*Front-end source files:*
-.-.-

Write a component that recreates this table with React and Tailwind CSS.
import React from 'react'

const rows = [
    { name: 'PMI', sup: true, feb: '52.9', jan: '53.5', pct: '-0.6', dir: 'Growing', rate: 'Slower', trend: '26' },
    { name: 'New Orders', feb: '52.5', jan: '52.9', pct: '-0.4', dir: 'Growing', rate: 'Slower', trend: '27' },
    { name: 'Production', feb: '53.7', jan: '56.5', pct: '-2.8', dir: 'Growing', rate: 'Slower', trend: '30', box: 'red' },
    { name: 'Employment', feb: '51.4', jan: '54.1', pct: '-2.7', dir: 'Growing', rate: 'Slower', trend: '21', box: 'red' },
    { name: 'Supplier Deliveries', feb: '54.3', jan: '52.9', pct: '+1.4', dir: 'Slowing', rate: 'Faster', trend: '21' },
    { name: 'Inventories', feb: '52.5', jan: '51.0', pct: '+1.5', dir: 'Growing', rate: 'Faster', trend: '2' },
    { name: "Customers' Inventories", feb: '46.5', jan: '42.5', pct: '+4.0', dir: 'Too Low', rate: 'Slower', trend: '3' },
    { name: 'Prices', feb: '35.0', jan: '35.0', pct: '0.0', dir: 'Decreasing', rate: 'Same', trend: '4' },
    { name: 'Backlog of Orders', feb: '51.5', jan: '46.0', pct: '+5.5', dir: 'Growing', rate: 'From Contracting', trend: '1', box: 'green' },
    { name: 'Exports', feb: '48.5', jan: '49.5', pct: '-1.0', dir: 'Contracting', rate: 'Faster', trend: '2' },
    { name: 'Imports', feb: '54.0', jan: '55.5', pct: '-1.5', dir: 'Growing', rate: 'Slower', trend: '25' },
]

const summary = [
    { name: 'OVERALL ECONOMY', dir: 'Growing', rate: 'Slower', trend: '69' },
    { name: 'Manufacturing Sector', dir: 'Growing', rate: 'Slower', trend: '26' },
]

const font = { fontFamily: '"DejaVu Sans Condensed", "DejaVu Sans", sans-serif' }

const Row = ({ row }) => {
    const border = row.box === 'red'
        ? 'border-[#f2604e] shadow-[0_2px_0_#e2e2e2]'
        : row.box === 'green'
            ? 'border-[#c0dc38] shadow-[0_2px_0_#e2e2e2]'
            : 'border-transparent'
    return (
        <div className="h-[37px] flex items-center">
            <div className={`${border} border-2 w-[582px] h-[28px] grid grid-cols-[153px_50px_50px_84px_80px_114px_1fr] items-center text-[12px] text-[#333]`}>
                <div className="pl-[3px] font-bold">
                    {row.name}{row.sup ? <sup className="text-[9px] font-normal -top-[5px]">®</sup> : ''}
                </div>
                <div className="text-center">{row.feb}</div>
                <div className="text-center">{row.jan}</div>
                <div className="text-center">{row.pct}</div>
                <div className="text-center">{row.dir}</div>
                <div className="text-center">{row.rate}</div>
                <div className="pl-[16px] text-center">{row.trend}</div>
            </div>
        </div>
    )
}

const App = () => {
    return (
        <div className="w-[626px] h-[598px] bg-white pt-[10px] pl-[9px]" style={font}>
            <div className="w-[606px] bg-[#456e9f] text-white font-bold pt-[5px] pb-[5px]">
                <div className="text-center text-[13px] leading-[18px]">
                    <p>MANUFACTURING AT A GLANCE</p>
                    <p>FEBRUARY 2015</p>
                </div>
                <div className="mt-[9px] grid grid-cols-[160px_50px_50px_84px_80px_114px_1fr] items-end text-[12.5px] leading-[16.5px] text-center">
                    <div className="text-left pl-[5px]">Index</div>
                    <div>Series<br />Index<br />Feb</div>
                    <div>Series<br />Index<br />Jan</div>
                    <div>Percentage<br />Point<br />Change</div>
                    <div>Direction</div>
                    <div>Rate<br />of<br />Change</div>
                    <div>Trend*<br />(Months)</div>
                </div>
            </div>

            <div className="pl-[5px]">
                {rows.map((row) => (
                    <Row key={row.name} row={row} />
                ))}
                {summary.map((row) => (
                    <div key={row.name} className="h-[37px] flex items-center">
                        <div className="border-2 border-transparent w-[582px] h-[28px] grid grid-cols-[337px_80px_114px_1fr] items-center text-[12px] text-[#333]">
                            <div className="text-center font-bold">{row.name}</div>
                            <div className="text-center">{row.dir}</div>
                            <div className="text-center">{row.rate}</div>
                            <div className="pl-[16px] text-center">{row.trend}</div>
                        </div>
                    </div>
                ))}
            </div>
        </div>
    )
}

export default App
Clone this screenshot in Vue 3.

-.-.-

*What you will do:* Quote exactly the first line of the entries and every line after it, stopping with the line that contains "import React from 'react'".

*Answer:*
Write a component that recreates this table with React and Tailwind CSS.
import React from 'react'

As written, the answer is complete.